When, however, some twenty years later Henry died in the Tower his body was taken first to the Abbey of Chertsey. In consequence of the story of miracles wrought at his tomb Richard III. caused the coffin to be removed to Windsor. In the ordinary course of events the story should end there. But a second chapter begins with the devotion to Henry’s memory which began to spring up in the country, more especially in the east and north, within less than ten years from his death. Images of him were set up in churches and lights burnt before them. New gilds were founded in his honour and old gilds in one or two instances added his name to their dedications. He had already been canonised in the popular imagination before Henry VII. determined to secure that canonisation by authority and build a shrine-chapel at Windsor where his body already rested.

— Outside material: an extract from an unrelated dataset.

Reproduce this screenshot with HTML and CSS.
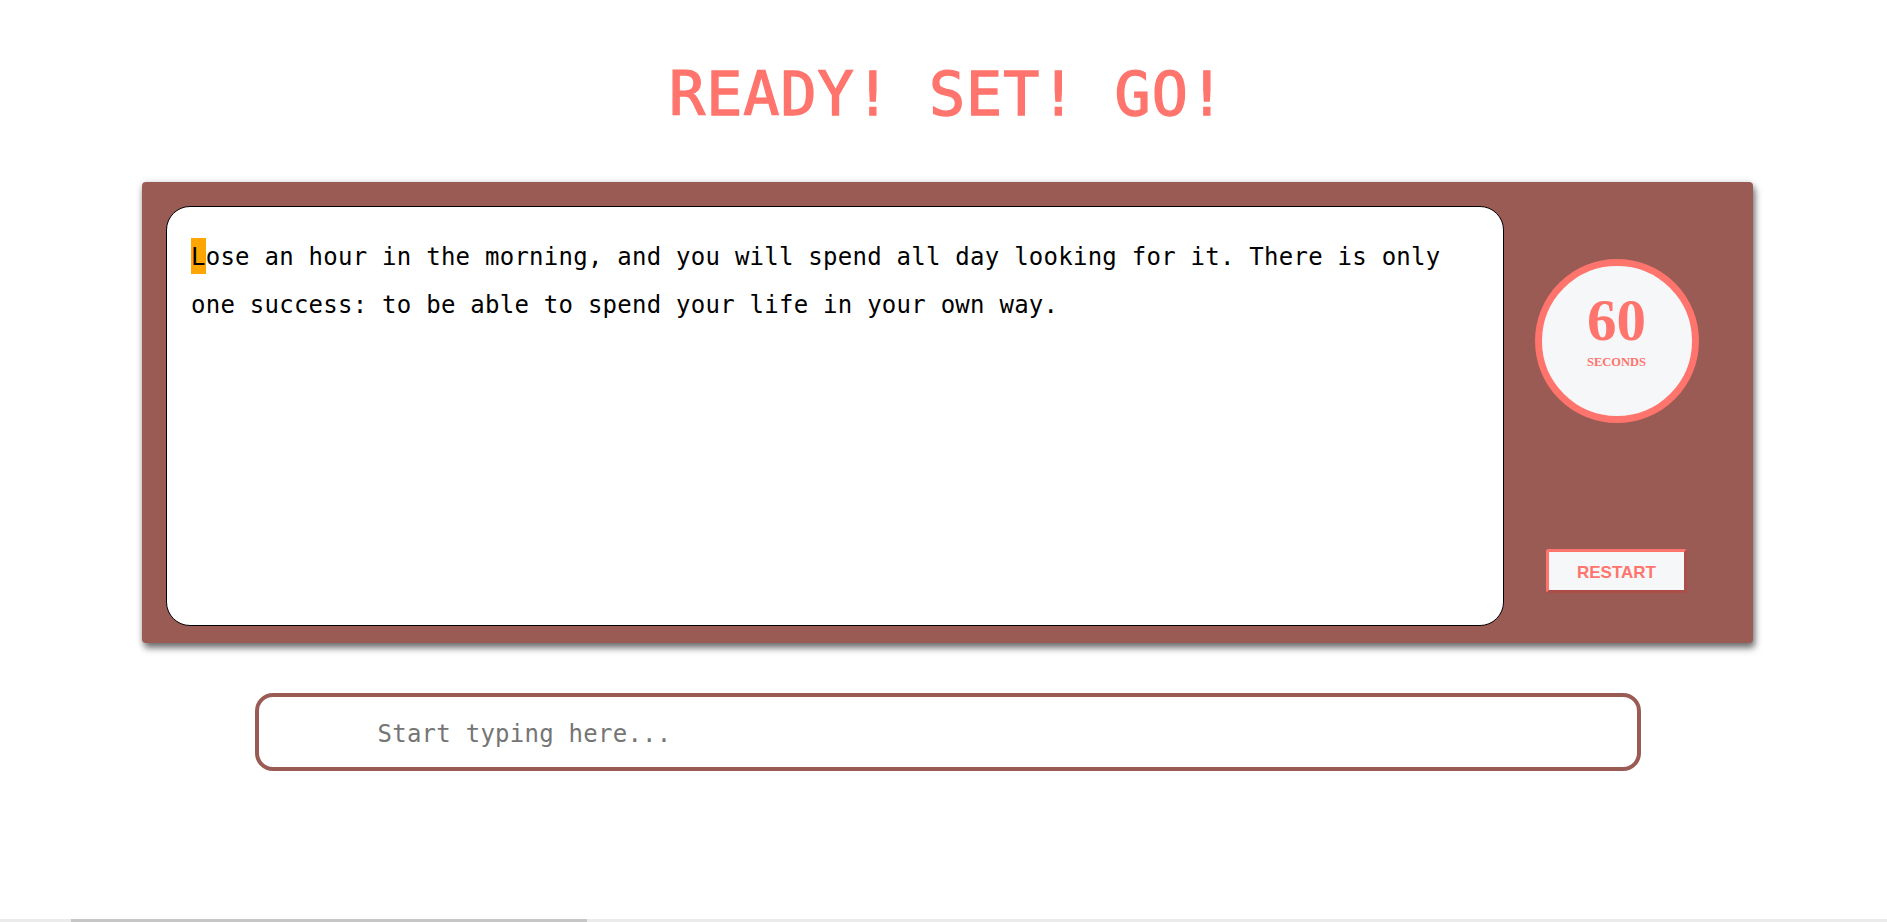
FILE: index.html
```html
<!DOCTYPE html>
<html lang="en">
<head>
<meta charset="utf-8">
<title>Ready! Set! Go!</title>
<link rel="stylesheet" href="styles.css">
</head>
<body>
<main class="page">
  <h1 class="title">READY! SET! GO!</h1>
  <section class="card">
    <div class="quote-box">
      <p class="quote"><span class="cursor">L</span>ose an hour in the morning, and you will spend all day looking for it. There is only one success: to be able to spend your life in your own way.</p>
    </div>
    <aside class="side">
      <div class="timer">
        <div class="timer-num">60</div>
        <div class="timer-label">SECONDS</div>
      </div>
      <button class="restart" type="button">RESTART</button>
    </aside>
  </section>
  <div class="input-row">
    <input class="type-input" type="text" placeholder="Start typing here...">
  </div>
</main>
<div class="hscroll"><div class="hscroll-thumb"></div></div>
</body>
</html>
```
FILE: styles.css
```css
html, body {
  margin: 0;
  padding: 0;
  background: #ffffff;
}

body {
  font-family: "DejaVu Sans Mono", "Liberation Mono", monospace;
  overflow: hidden;
  height: 922px;
}

.page {
  padding: 59px 134px 0 142px;
  display: flex;
  flex-direction: column;
}

.title {
  margin: 0;
  height: 70px;
  line-height: 70px;
  font-size: 60px;
  font-weight: normal;
  -webkit-text-stroke: 1.4px #ff746c;
  letter-spacing: 1px;
  text-align: center;
  color: #ff746c;
  font-family: "DejaVu Sans Mono", monospace;
}

.card {
  margin-top: 53px;
  display: flex;
  background: #9b5b55;
  border-radius: 4px;
  padding: 24px 24px 17px 24px;
  box-shadow: 2px 5px 7px rgba(0, 0, 0, 0.55), 0 0 6px rgba(0, 0, 0, 0.12);
}

.quote-box {
  flex: 1;
  height: 420px;
  box-sizing: border-box;
  background: #ffffff;
  border: 1px solid #000000;
  border-radius: 24px;
  padding: 26px 24px 24px 24px;
}

.quote {
  margin: 0;
  font-size: 24px;
  line-height: 48px;
  letter-spacing: 0.25px;
  color: #000000;
}

.cursor {
  background: #ffa500;
  box-shadow: 0 -5px 0 #ffa500, 0 3px 0 #ffa500;
}

.side {
  width: 225px;
  flex: none;
  display: flex;
  flex-direction: column;
  align-items: center;
  padding: 53px 0 33px;
  box-sizing: border-box;
  height: 420px;
}

.timer {
  width: 164px;
  height: 164px;
  box-sizing: border-box;
  border: 7px solid #ff746c;
  border-radius: 50%;
  background: #f6f7f9;
  display: flex;
  flex-direction: column;
  align-items: center;
  padding-top: 25px;
  color: #ff746c;
  font-family: "Liberation Serif", "Times New Roman", serif;
  font-weight: bold;
}

.timer-num {
  font-size: 59px;
  line-height: 59px;
}

.timer-label {
  margin-top: 6px;
  font-size: 12.5px;
  line-height: 12.5px;
}

.restart {
  margin-top: auto;
  width: 141px;
  height: 44px;
  box-sizing: border-box;
  background: #f6f7f9;
  border: 3px outset #ff746c;
  border-radius: 3px;
  color: #ff746c;
  font-family: "Liberation Sans", Arial, sans-serif;
  font-weight: bold;
  font-size: 17px;
  padding: 3px 0 0;
}

.input-row {
  margin-top: 50px;
  display: flex;
  justify-content: center;
}

.type-input {
  width: 1386px;
  height: 78px;
  box-sizing: border-box;
  border: 4px solid #9b5b55;
  border-radius: 18px;
  padding: 3px 20px 0 119px;
  font-family: "DejaVu Sans Mono", monospace;
  font-size: 24px;
  letter-spacing: 0.25px;
  color: #000000;
  background: #ffffff;
  outline: none;
}

.type-input::placeholder {
  color: #757575;
}

.hscroll {
  position: fixed;
  left: 0;
  right: 0;
  bottom: 0;
  height: 3px;
  background: #ebebeb;
}

.hscroll-thumb {
  position: absolute;
  left: 71px;
  width: 516px;
  top: 0;
  bottom: 0;
  background: #c6c6c6;
}
```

The claims of Windsor were immediately contested by the Abbeys of Chertsey and Westminster. On February 20th, 1498, the Abbot and Convent of Westminster petitioned the King pro corpore beati viri Henrici Sexti. The matter was referred to the Lord Chancellor and the Privy Council, sitting in the Star Chamber and at Greenwich.
Proceedings began on February 26th and the Abbot of Chertsey was heard first. He advanced the subtle plea that the royal corpse had been forcibly exhumed and taken away without the consent of his convent by Richard who was King in fact but not in right, leaving it to be inferred that such removal was therefore unlawful. The Dean and Chapter of Windsor followed. They had been wise enough to take advantage of the traditional enmity between the Abbey of Westminster and the College of St. Stephen in the royal palace. They found ready councillors in the Dean and Canons of the latter foundation and learned probably from them the form of the plea which it was intended to put forward on behalf of the Abbey. They first of all contended that so far from the removal being against the will of the Chertsey monks the Abbot himself had actually assisted at the exhumation with his own hands. Moreover the King had chosen his own place of sepulture at Windsor. They added that if no choice at all could be proved then possession ought to decide the matter.
The Abbot of Westminster was represented by the Prior, George Fascet, and Islip as Monk-Bailiff. Islip was no stranger to the law, for in 1492 his name appears on the admission register of Gray’s Inn and in 1512 he was regarded as among its most distinguished members.